For the dimension model we created above, the documentation would look like this:

version: 2
models:
  - name: dim_orders
    description: "Contains all details on an order"
    columns:
      - name: order_id
        description: "Unique ID for an order"
      - name: order_created_at 
        description: “The timestamp that the order was placed
      - name: order_type_name 
        description: “The name of the order type”
      - name: product_name 
        description: “The name of the product in the order”
      - name: product_category
        description: “The category the product in the order is listed under on the website”
      - name: product_last_stocked_at
        description: “The timestamp the product in the order was last stocked in the warehouse”
      - name: first_name
        description: “The first name of the user who placed the order”
      - name: last_name
        description: “The last name of the user who placed the order”
      - name: email
        description: “The email of the user who placed the order”

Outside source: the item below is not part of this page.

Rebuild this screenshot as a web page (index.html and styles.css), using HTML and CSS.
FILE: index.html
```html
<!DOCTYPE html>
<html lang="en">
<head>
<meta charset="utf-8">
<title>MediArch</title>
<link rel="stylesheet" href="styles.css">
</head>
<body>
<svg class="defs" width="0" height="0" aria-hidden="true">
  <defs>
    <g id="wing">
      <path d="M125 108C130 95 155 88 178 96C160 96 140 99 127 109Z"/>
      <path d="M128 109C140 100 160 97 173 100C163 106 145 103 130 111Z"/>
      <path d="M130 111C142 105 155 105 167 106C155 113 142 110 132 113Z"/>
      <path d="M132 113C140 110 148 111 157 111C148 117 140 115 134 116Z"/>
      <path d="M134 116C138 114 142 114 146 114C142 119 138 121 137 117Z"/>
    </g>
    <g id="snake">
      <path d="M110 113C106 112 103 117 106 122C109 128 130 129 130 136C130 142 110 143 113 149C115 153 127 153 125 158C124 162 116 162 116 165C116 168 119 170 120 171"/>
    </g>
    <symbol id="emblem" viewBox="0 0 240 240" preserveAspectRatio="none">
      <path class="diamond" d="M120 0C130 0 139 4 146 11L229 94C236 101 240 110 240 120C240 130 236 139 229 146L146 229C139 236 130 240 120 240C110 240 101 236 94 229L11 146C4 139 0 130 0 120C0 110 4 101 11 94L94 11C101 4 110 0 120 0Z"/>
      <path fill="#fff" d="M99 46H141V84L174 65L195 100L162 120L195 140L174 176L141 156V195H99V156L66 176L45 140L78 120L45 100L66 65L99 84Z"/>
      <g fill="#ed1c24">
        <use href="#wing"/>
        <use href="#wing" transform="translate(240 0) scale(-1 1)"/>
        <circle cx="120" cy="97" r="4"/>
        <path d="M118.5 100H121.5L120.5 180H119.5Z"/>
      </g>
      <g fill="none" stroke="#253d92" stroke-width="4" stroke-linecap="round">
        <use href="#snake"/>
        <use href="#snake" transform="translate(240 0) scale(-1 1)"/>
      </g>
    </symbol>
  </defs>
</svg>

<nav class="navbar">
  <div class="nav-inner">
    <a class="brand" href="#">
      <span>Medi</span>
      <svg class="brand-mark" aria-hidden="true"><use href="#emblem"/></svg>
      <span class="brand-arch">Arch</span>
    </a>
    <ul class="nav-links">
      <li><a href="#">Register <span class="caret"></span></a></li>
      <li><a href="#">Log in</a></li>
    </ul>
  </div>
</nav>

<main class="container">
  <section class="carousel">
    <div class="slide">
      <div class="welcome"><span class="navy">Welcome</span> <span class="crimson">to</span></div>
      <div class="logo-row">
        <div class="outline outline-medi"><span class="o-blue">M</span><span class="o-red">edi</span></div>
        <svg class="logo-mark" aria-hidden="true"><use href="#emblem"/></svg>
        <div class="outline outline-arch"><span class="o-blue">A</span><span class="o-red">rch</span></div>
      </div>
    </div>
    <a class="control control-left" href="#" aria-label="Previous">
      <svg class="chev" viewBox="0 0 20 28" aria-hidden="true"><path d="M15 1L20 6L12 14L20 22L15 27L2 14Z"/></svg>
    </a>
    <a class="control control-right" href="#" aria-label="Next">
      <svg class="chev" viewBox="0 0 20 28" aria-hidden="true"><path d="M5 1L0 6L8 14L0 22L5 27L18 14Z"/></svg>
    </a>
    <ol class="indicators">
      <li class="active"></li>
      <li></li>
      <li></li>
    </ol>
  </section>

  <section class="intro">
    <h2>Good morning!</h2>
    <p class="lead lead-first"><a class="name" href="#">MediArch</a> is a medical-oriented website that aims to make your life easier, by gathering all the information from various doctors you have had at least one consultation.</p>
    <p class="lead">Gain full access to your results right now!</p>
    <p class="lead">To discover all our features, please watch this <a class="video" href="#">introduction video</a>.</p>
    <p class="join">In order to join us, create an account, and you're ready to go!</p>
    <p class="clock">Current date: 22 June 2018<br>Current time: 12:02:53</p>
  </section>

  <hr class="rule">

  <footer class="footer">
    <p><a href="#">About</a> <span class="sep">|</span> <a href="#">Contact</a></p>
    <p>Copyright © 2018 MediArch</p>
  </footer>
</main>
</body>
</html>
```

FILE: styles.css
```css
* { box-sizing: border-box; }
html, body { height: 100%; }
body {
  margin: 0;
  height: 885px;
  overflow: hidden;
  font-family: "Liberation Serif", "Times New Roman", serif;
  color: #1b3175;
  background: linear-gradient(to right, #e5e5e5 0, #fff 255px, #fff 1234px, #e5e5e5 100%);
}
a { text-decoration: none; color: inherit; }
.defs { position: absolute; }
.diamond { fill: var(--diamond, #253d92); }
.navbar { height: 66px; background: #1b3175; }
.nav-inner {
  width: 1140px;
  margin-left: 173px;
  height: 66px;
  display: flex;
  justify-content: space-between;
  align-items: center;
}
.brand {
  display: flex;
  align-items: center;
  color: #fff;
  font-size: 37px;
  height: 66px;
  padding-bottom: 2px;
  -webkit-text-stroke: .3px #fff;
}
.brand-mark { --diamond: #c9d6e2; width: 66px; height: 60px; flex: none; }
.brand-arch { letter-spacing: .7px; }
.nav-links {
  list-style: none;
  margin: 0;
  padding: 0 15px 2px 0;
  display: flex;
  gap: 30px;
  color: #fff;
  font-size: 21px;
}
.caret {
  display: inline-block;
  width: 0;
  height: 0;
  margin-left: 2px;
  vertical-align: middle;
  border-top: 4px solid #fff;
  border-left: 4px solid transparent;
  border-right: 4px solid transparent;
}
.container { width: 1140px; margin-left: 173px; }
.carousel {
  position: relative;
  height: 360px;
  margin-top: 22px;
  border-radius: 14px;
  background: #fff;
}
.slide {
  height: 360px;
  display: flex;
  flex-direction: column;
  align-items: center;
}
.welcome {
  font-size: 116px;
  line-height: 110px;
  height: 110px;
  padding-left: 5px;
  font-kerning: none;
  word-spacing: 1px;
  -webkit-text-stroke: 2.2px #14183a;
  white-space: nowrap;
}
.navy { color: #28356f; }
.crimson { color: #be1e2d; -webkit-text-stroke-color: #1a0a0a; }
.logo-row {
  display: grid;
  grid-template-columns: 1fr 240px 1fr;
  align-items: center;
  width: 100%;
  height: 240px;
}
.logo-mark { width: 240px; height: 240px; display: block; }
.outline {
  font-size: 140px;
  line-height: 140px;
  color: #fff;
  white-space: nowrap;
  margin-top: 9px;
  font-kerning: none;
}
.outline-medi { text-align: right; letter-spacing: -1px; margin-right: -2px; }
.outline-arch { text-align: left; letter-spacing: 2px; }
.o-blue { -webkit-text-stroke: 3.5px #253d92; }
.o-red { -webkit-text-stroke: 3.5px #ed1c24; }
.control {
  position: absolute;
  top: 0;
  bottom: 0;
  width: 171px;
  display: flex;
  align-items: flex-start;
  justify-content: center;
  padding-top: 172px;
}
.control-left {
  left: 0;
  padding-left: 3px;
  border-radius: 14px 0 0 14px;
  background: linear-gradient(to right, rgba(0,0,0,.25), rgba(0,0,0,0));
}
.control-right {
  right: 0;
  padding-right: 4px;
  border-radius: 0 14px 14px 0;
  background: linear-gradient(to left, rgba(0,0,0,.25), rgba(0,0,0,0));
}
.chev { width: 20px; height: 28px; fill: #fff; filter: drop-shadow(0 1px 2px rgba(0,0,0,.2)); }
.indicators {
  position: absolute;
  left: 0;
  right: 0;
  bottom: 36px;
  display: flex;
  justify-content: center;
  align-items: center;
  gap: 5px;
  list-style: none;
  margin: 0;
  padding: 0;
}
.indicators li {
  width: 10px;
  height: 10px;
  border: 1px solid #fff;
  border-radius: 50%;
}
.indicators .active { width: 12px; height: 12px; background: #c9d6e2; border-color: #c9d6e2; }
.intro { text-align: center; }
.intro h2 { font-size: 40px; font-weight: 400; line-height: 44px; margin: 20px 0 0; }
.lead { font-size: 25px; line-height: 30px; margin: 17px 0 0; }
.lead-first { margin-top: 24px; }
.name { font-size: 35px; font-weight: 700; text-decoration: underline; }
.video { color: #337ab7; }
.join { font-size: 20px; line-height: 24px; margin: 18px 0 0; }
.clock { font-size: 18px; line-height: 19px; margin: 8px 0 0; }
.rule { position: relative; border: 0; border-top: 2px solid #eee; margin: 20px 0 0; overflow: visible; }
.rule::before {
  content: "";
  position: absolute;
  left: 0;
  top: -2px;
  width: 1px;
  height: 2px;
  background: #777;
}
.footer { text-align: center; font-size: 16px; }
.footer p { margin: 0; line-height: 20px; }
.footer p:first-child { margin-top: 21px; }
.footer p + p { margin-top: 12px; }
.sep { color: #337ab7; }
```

Be sure to also document your fact tables like this! The more you document during the coding process, the more clarity you will have when using the model in the future.

6. Specify a materialization for your dimensional data models.

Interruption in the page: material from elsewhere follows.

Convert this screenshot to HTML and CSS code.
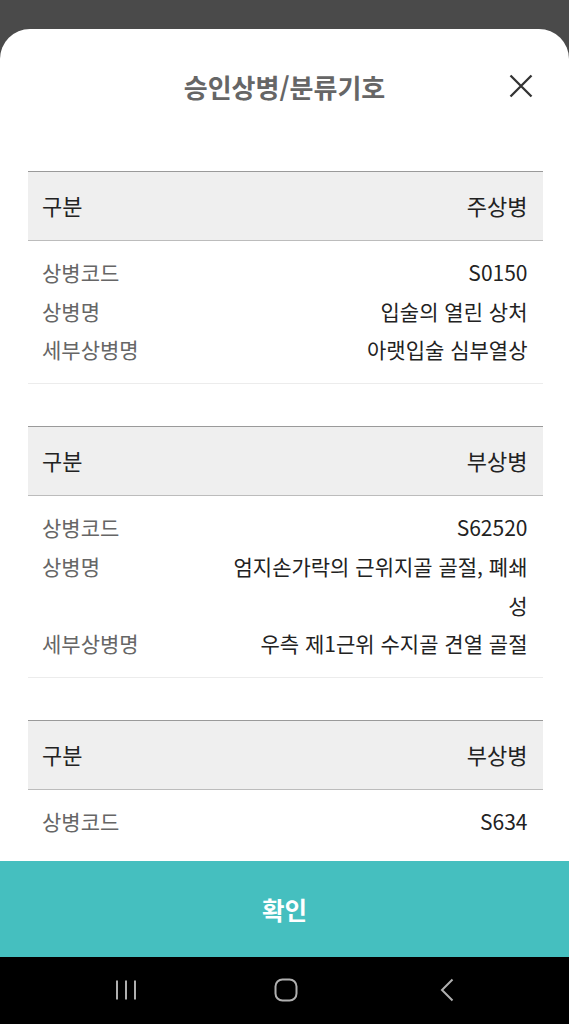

Lastly, after you’ve written your dimensional models and thoroughly documented them within dbt, you need to specify a materialization. This refers to how your data models are built in your data warehouse.

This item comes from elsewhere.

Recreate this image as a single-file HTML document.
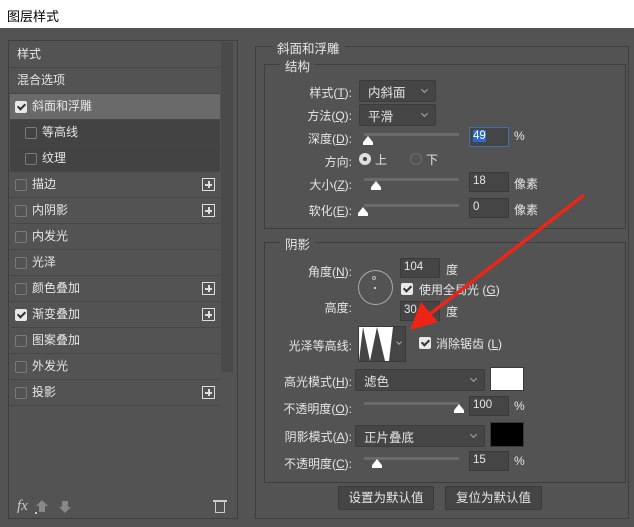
<!DOCTYPE html><html><head><meta charset="utf-8"><style>
*{box-sizing:border-box;margin:0;padding:0}
body{width:634px;height:527px;background:#535353;font-family:"Liberation Sans","Noto Sans CJK SC",sans-serif;font-size:12px;color:#e6e6e6;position:relative;overflow:hidden}
.a{position:absolute}
.title{left:0;top:0;width:634px;height:28px;background:#fff;color:#000;font-size:13px;padding:6px 7px}
.row{position:absolute;left:10px;width:210px;height:26px;border-bottom:1px solid #474747;line-height:25px}
.cb{position:absolute;width:12px;height:12px;border:1px solid #7a7a7a;border-radius:2px;top:7px}
.cbc{background:#e8e8e8;border-color:#e8e8e8}
.cbc::after{content:"";position:absolute;left:3px;top:0px;width:3px;height:6px;border:solid #333;border-width:0 2px 2px 0;transform:rotate(45deg)}
.plus{position:absolute;left:192px;top:6px;width:13px;height:13px;border:1px solid #ddd}
.plus::before{content:"";position:absolute;left:2px;top:5px;width:7px;height:1.5px;background:#ddd}
.plus::after{content:"";position:absolute;left:5px;top:2px;width:1.5px;height:7px;background:#ddd}
.grp{position:absolute;border:1px solid #3e3e3e}
.lg{position:absolute;background:#535353;padding:0 5px;font-size:12.5px}
.lbl{position:absolute;text-align:right;font-size:12px}
.sel{position:absolute;height:22px;background:#454545;border:1px solid #3c3c3c;border-radius:2px;padding:1px 8px;font-size:12.5px}
.sel::after{content:"";position:absolute;right:8px;top:6px;width:4px;height:4px;border:solid #aaa;border-width:0 1px 1px 0;transform:rotate(45deg)}
.track{position:absolute;height:3px;background:#6a6a6a}
.thumb{position:absolute;width:10px;height:9px;background:#fff;clip-path:polygon(50% 0,100% 70%,100% 100%,0 100%,0 70%)}
.inp{position:absolute;height:20px;width:40px;background:#454545;border:1px solid #3a3a3a;padding:2px 3px;font-size:11.5px}
.btn{position:absolute;height:24px;background:#454545;border:1px solid #3a3a3a;border-radius:2px;text-align:center;line-height:22px;font-size:12.5px}
</style></head><body>
<div class="a title">图层样式</div>
<div class="a" style="left:8px;top:40px;width:230px;height:479px;border:1px solid #3e3e3e"></div>
<div class="a" style="left:221px;top:42px;width:12px;height:330px;background:#4a4a4a"></div>
<div class="row" style="top:42px;padding-left:7px">样式</div>
<div class="row" style="top:68px;padding-left:7px">混合选项</div>
<div class="row" style="top:94px;background:#6a6a6a;padding-left:22px"><div class="cb cbc" style="left:5px"></div>斜面和浮雕</div>
<div class="row" style="top:120px;background:#434343;padding-left:32px"><div class="cb" style="left:15px"></div>等高线</div>
<div class="row" style="top:146px;background:#434343;padding-left:32px"><div class="cb" style="left:15px"></div>纹理</div>
<div class="row" style="top:172px;padding-left:22px"><div class="cb" style="left:5px"></div>描边<div class="plus"></div></div>
<div class="row" style="top:198px;padding-left:22px"><div class="cb" style="left:5px"></div>内阴影<div class="plus"></div></div>
<div class="row" style="top:224px;padding-left:22px"><div class="cb" style="left:5px"></div>内发光</div>
<div class="row" style="top:250px;padding-left:22px"><div class="cb" style="left:5px"></div>光泽</div>
<div class="row" style="top:276px;padding-left:22px"><div class="cb" style="left:5px"></div>颜色叠加<div class="plus"></div></div>
<div class="row" style="top:302px;padding-left:22px"><div class="cb cbc" style="left:5px"></div>渐变叠加<div class="plus"></div></div>
<div class="row" style="top:328px;padding-left:22px"><div class="cb" style="left:5px"></div>图案叠加</div>
<div class="row" style="top:354px;padding-left:22px"><div class="cb" style="left:5px"></div>外发光</div>
<div class="row" style="top:380px;padding-left:22px"><div class="cb" style="left:5px"></div>投影<div class="plus"></div></div>
<div class="a" style="left:17px;top:498px;font-style:italic;font-family:'Liberation Serif',serif;font-size:15px;color:#ccc">fx</div>
<div class="a" style="left:35px;top:512px;width:2px;height:2px;background:#ccc"></div>
<div class="a" style="left:36px;top:500px;width:0;height:0;border:6px solid transparent;border-bottom:6px solid #888;border-top:0"></div>
<div class="a" style="left:39px;top:506px;width:6px;height:6px;background:#888"></div>
<div class="a" style="left:62px;top:501px;width:6px;height:6px;background:#888"></div>
<div class="a" style="left:59px;top:507px;width:0;height:0;border:6px solid transparent;border-top:6px solid #888;border-bottom:0"></div>
<div class="a" style="left:215px;top:502px;width:10px;height:11px;border:1.5px solid #ccc;border-top:none"></div>
<div class="a" style="left:213px;top:500px;width:14px;height:2px;background:#ccc"></div>

<div class="grp" style="left:255px;top:46px;width:374px;height:473px"></div>
<div class="lg" style="left:272px;top:38px">斜面和浮雕</div>
<div class="grp" style="left:264px;top:64px;width:362px;height:165px"></div>
<div class="lg" style="left:280px;top:56px">结构</div>
<div class="lbl" style="left:270px;top:84px;width:82px">样式(<u>T</u>):</div>
<div class="sel" style="left:359px;top:80px;width:77px">内斜面</div>
<div class="lbl" style="left:270px;top:107px;width:82px">方法(<u>Q</u>):</div>
<div class="sel" style="left:359px;top:104px;width:77px">平滑</div>
<div class="lbl" style="left:270px;top:130px;width:82px">深度(<u>D</u>):</div>
<div class="track" style="left:364px;top:133px;width:95px"></div>
<div class="thumb" style="left:363px;top:136px"></div>
<div class="inp" style="left:469px;top:127px;border-color:#3f6fb5"><span style="background:#2a6ad0;color:#fff">49</span></div>
<div class="a" style="left:514px;top:129px">%</div>
<div class="lbl" style="left:270px;top:153px;width:82px">方向:</div>
<div class="a" style="left:359px;top:153px;width:12px;height:12px;border-radius:50%;background:#e0e0e0"><div class="a" style="left:4px;top:4px;width:4px;height:4px;border-radius:50%;background:#444"></div></div>
<div class="a" style="left:375px;top:151px">上</div>
<div class="a" style="left:410px;top:153px;width:12px;height:12px;border-radius:50%;border:1px solid #6e6e6e"></div>
<div class="a" style="left:426px;top:151px">下</div>
<div class="lbl" style="left:270px;top:176px;width:82px">大小(<u>Z</u>):</div>
<div class="track" style="left:364px;top:178px;width:95px"></div>
<div class="thumb" style="left:371px;top:181px"></div>
<div class="inp" style="left:469px;top:172px">18</div>
<div class="a" style="left:514px;top:175px">像素</div>
<div class="lbl" style="left:270px;top:202px;width:82px">软化(<u>E</u>):</div>
<div class="track" style="left:364px;top:204px;width:95px"></div>
<div class="thumb" style="left:358px;top:207px"></div>
<div class="inp" style="left:469px;top:198px">0</div>
<div class="a" style="left:514px;top:201px">像素</div>

<div class="grp" style="left:264px;top:242px;width:362px;height:241px"></div>
<div class="lg" style="left:280px;top:234px">阴影</div>
<div class="lbl" style="left:270px;top:263px;width:82px">角度(<u>N</u>):</div>
<div class="a" style="left:358px;top:270px;width:35px;height:35px;border-radius:50%;border:1px solid #aaa"></div>
<div class="a" style="left:374px;top:287px;width:2px;height:2px;background:#ccc"></div>
<div class="a" style="left:372px;top:276px;width:4px;height:4px;border-radius:50%;border:1px solid #bbb"></div>
<div class="inp" style="left:400px;top:258px">104</div>
<div class="a" style="left:446px;top:261px">度</div>
<div class="cb cbc" style="left:401px;top:283px"></div>
<div class="a" style="left:419px;top:281px">使用全局光 (<u>G</u>)</div>
<div class="lbl" style="left:270px;top:299px;width:82px">高度:</div>
<div class="inp" style="left:400px;top:301px">30</div>
<div class="a" style="left:446px;top:303px">度</div>
<div class="lbl" style="left:270px;top:337px;width:82px">光泽等高线:</div>
<div class="a" style="left:358px;top:326px;width:48px;height:36px;border:1px solid #3a3a3a;background:#454545"></div>
<svg class="a" style="left:359px;top:327px" width="34" height="34"><rect width="34" height="34" fill="#fff"/><path d="M0 34 L4 0 L11 34 L18 0 L26 34 Z" fill="#444"/><path d="M30 34 L34 0 L34 34Z" fill="#444"/></svg>
<div class="a" style="left:397px;top:340px;width:4px;height:4px;border:solid #aaa;border-width:0 1px 1px 0;transform:rotate(45deg)"></div>
<div class="cb cbc" style="left:419px;top:337px"></div>
<div class="a" style="left:436px;top:335px">消除锯齿 (<u>L</u>)</div>
<div class="lbl" style="left:270px;top:373px;width:82px">高光模式(<u>H</u>):</div>
<div class="sel" style="left:355px;top:369px;width:130px">滤色</div>
<div class="a" style="left:490px;top:367px;width:34px;height:24px;background:#fff;border:1px solid #3a3a3a"></div>
<div class="lbl" style="left:270px;top:400px;width:82px">不透明度(<u>O</u>):</div>
<div class="track" style="left:364px;top:402px;width:95px"></div>
<div class="thumb" style="left:454px;top:404px"></div>
<div class="inp" style="left:469px;top:396px">100</div>
<div class="a" style="left:514px;top:399px">%</div>
<div class="lbl" style="left:270px;top:428px;width:82px">阴影模式(<u>A</u>):</div>
<div class="sel" style="left:355px;top:425px;width:130px">正片叠底</div>
<div class="a" style="left:490px;top:422px;width:34px;height:25px;background:#000;border:1px solid #3a3a3a"></div>
<div class="lbl" style="left:270px;top:455px;width:82px">不透明度(<u>C</u>):</div>
<div class="track" style="left:364px;top:457px;width:95px"></div>
<div class="thumb" style="left:372px;top:459px"></div>
<div class="inp" style="left:469px;top:451px">15</div>
<div class="a" style="left:514px;top:454px">%</div>
<div class="btn" style="left:338px;top:486px;width:96px">设置为默认值</div>
<div class="btn" style="left:445px;top:486px;width:97px">复位为默认值</div>
<svg class="a" style="left:0;top:0" width="634" height="527"><line x1="584" y1="195" x2="430" y2="314" stroke="#f02416" stroke-width="3.5"/><polygon points="410,330 421,302 438,322" fill="#f02416"/></svg>
</body></html>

While it is most common for staging, intermediate, and dimension models to exist as views in your data warehouse, it depends on your specific use case. These models are already pretty performant, or maybe not directly queried in the case of intermediate models, so it makes sense for them to be views. However, I’ve seen analytics engineers materialize their dimension models as tables as well.

As for fact tables, which are often quite complex, it makes sense to materialize them as tables or incremental models. Incremental models are built incrementally, appending data to an already-existing table rather than completely overwriting data each time it is built. They are great for very large tables that experience performance issues.

To specify how a model is materialized, you can add a config block under the model in the YAML file it is documented in. Then, you simply specify the materialization in a materialized block.

version: 2
models:
  - name: dim_orders
    description: "Contains all details on an order"
    config:
      materialized: view
    columns:
      - name: order_id
        description: "Unique ID for an order"
      - name: order_created_at
        description: “The timestamp that the order was placed
      - name: order_type_name
        description: “The name of the order type”
      - name: product_name
        description: “The name of the product in the order”
      - name: product_category
        description: “The category the product in the order is listed under on the website”
      - name: product_last_stocked_at
        description: “The timestamp the product in the order was last stocked in the warehouse”
      - name: first_name
        description: “The first name of the user who placed the order”
      - name: last_name
        description: “The last name of the user who placed the order”
      - name: email

If you’d prefer to define the materialization directly within the dbt model, you can also add this configuration to the top of your mode’s SQL file:

{{ config(materialized='view') }}

Now, whenever you run this model, it will be built as a view in your data warehouse!

Conclusion

dbt is a data transformation tool that makes the dimensional modeling process easier by automating the way your models are run. When paired with data platforms like Y42, it becomes even more powerful. Y42 and dbt together allow you to perform the 6 steps above quickly and efficiently, helping to create the most robust data warehouse.

After using dimensional data modeling, you will have a simpler data environment for analytics engineers and data analysts to use in their analytics work. Business questions will be able to be answered more easily now that your data directly mimics business events. Not to mention your dashboards and reports will refresh much faster due to the increased performance these dimensional models give to your queries.